» What you will do
Output the line that holds "Write the React", the line that holds "const cols = ['Size', 'Bust', 'Waist", and every line between them, exactly, but none of the pictures.

[Entries with page source code]

:::

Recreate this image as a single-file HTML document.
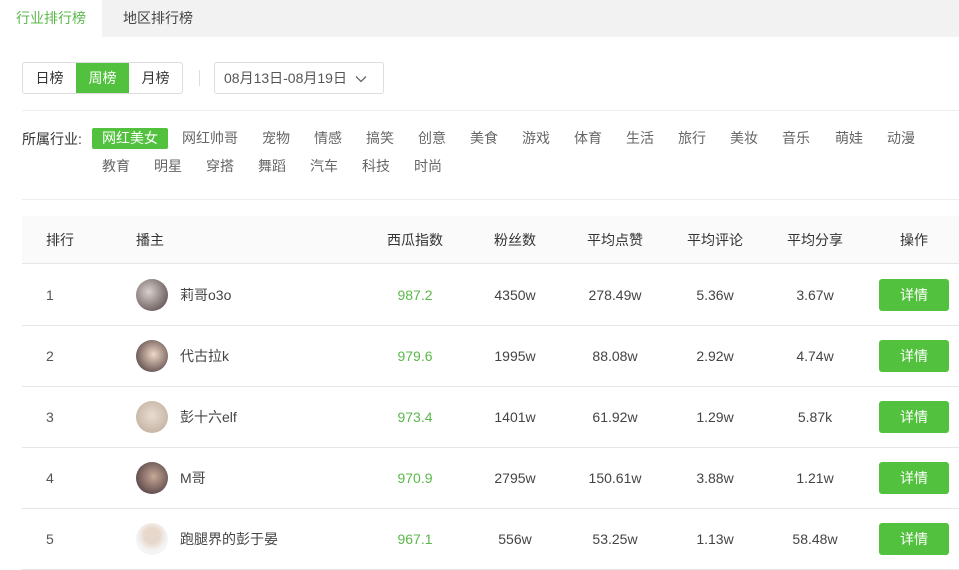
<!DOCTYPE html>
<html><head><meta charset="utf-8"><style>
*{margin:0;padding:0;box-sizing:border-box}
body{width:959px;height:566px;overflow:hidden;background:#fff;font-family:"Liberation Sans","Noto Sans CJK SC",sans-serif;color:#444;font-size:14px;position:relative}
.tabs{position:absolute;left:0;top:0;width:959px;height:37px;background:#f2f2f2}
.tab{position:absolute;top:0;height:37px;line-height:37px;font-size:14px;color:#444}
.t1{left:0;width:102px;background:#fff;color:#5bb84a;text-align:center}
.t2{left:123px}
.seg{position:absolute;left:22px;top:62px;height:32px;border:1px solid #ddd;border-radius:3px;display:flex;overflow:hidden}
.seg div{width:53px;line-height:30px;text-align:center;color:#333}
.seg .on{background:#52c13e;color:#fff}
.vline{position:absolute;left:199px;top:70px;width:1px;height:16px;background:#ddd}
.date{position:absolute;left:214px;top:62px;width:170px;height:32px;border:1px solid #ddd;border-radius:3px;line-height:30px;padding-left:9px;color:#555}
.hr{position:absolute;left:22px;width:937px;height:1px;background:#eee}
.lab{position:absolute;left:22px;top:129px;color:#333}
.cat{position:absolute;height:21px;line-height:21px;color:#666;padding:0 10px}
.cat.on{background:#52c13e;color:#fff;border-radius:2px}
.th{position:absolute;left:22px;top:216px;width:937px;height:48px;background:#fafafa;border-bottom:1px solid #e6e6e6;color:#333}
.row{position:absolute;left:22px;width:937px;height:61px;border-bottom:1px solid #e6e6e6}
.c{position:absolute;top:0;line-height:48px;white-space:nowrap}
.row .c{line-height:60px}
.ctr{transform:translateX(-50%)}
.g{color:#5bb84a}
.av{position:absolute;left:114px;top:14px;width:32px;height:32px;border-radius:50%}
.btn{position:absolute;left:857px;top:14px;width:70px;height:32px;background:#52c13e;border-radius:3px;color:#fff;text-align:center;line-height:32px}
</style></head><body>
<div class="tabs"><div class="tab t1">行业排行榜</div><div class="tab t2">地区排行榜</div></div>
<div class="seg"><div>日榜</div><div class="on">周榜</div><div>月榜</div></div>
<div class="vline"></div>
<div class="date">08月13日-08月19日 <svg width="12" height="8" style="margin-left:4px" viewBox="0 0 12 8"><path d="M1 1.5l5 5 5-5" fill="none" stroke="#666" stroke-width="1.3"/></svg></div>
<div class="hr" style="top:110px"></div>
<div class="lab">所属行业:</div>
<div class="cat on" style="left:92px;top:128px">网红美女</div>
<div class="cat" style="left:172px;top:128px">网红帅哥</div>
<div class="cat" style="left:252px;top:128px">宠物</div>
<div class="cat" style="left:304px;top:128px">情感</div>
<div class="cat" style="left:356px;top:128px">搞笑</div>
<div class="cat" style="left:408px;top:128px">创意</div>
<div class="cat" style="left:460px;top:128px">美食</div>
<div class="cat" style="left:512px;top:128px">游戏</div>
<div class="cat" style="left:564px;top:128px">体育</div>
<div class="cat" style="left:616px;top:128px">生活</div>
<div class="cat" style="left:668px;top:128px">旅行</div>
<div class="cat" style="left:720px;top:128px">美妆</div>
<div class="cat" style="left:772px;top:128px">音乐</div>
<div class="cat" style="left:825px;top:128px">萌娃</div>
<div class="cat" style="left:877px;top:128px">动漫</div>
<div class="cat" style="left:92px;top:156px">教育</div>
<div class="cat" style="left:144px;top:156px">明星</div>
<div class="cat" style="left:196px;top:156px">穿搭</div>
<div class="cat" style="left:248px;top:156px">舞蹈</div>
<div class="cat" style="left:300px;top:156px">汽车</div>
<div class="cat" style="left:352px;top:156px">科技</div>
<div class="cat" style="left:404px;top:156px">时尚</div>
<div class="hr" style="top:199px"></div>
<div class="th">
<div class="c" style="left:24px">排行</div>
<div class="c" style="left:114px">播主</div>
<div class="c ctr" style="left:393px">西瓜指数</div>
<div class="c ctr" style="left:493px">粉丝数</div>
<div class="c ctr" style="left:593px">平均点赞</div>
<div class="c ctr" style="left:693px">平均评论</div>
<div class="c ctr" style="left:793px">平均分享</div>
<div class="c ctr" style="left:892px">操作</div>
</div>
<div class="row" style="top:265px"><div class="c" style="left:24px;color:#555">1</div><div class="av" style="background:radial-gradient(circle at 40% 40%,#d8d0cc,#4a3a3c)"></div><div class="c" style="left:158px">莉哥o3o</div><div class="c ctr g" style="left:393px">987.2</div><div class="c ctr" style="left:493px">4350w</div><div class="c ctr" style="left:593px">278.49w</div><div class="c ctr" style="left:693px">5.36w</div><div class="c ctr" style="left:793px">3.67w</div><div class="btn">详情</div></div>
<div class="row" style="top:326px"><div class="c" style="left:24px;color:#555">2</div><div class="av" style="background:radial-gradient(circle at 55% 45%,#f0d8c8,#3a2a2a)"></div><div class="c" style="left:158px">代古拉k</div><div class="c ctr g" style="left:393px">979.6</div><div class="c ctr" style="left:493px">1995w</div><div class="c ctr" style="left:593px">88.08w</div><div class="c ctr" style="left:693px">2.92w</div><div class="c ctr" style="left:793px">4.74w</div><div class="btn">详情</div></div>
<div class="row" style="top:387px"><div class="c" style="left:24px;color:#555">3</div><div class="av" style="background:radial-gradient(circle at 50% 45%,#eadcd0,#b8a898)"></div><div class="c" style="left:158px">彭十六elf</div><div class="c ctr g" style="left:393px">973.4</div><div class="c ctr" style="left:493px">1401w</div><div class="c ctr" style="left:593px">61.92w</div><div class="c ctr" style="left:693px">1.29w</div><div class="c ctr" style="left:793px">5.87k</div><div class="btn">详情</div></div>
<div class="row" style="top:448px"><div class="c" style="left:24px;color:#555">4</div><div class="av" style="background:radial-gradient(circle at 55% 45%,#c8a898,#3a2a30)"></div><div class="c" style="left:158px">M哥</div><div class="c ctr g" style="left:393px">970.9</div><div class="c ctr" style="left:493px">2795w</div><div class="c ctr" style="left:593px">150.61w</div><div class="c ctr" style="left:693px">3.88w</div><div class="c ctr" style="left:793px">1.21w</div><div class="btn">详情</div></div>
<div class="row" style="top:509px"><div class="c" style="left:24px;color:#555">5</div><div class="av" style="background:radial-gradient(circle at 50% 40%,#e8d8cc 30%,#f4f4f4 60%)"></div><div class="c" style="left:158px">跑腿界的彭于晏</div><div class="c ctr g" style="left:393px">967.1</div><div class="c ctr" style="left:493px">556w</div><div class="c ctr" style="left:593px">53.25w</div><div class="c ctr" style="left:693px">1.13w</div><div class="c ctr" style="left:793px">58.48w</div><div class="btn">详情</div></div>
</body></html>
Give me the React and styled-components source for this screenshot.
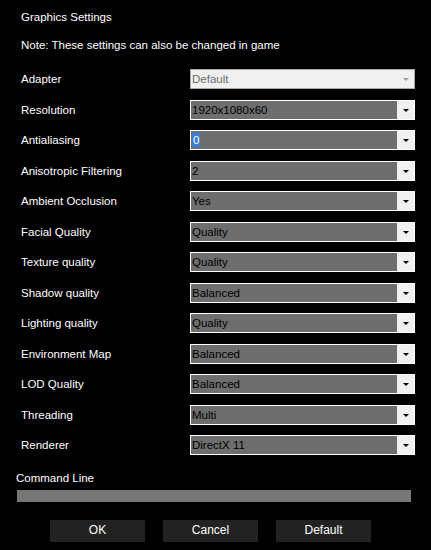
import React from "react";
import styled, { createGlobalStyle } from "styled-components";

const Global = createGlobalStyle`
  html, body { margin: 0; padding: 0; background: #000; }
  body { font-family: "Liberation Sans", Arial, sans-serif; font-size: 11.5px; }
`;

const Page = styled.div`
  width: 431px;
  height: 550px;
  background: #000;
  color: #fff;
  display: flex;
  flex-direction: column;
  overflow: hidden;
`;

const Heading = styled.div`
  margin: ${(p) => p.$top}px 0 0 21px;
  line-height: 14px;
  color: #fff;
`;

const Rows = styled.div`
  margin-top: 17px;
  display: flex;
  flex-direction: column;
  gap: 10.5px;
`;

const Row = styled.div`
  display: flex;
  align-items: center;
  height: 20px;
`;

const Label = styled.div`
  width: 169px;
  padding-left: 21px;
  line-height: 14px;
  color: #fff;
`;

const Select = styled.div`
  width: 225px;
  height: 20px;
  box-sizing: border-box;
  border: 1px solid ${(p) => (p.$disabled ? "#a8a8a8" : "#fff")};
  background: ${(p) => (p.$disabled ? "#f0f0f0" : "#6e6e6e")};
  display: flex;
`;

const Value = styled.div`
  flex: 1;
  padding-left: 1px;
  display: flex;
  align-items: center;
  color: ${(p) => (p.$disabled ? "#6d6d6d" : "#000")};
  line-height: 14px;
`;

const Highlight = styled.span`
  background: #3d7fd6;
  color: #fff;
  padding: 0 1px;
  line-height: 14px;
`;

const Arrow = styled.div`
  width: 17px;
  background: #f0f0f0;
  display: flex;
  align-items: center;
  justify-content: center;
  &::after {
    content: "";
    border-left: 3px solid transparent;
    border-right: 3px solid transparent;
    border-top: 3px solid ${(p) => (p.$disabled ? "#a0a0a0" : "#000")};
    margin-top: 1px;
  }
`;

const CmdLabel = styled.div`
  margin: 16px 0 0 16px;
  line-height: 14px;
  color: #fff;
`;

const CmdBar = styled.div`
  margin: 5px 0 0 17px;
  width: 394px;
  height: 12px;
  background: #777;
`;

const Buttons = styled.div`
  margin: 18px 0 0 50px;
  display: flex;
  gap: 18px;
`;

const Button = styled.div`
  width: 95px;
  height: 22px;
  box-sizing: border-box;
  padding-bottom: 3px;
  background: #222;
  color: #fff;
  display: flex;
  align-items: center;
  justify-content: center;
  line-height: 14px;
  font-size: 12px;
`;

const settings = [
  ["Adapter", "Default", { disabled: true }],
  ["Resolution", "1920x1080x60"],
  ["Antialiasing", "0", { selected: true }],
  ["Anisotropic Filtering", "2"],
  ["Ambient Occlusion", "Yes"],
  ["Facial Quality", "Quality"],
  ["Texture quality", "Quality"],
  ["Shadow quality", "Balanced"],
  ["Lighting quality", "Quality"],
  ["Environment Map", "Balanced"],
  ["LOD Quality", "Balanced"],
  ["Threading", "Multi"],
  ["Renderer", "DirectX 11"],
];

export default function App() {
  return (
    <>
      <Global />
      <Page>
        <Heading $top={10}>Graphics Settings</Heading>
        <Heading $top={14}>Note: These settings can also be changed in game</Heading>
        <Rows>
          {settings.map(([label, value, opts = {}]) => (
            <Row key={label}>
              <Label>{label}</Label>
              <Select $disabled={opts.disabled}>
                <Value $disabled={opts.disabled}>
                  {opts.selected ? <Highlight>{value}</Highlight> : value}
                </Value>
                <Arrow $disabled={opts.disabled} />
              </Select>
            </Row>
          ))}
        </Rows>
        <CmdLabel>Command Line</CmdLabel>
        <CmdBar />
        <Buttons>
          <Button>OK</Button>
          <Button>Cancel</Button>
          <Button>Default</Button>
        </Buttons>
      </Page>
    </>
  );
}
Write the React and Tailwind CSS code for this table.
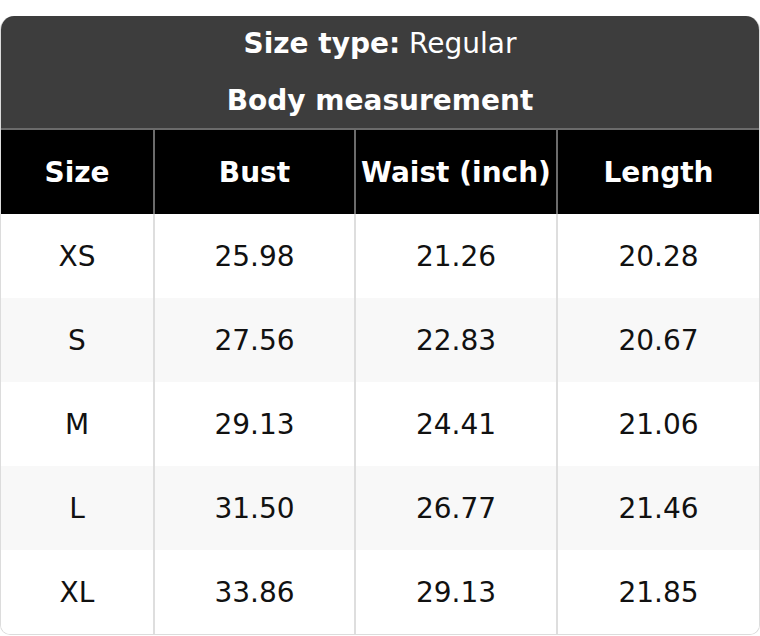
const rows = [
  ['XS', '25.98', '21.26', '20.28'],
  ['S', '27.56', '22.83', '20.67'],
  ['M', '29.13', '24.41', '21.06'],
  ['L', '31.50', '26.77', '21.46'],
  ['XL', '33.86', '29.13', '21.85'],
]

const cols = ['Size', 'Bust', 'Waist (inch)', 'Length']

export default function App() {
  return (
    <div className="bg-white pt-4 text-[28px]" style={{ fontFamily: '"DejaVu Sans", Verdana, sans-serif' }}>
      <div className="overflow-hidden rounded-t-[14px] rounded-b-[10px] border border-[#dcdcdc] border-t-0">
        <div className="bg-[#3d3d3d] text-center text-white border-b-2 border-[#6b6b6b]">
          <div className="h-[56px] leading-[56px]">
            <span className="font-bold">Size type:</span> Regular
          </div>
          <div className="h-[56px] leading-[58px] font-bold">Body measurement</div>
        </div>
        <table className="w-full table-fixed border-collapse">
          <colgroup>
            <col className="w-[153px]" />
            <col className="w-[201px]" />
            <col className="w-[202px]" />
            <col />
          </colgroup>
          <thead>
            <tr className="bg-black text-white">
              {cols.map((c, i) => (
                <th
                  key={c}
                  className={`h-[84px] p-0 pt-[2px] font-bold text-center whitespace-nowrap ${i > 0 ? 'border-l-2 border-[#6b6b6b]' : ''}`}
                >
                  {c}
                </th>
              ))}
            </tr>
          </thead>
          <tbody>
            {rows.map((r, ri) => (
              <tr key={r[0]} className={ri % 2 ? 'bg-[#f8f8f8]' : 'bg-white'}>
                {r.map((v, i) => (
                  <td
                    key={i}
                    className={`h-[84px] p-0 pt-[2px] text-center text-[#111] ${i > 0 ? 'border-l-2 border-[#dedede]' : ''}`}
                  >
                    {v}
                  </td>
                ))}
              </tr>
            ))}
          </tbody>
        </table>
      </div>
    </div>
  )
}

:::

» Solved problem
Write the React and Tailwind CSS code for this table.
const rows = [
  ['XS', '25.98', '21.26', '20.28'],
  ['S', '27.56', '22.83', '20.67'],
  ['M', '29.13', '24.41', '21.06'],
  ['L', '31.50', '26.77', '21.46'],
  ['XL', '33.86', '29.13', '21.85'],
]

const cols = ['Size', 'Bust', 'Waist (inch)', 'Length']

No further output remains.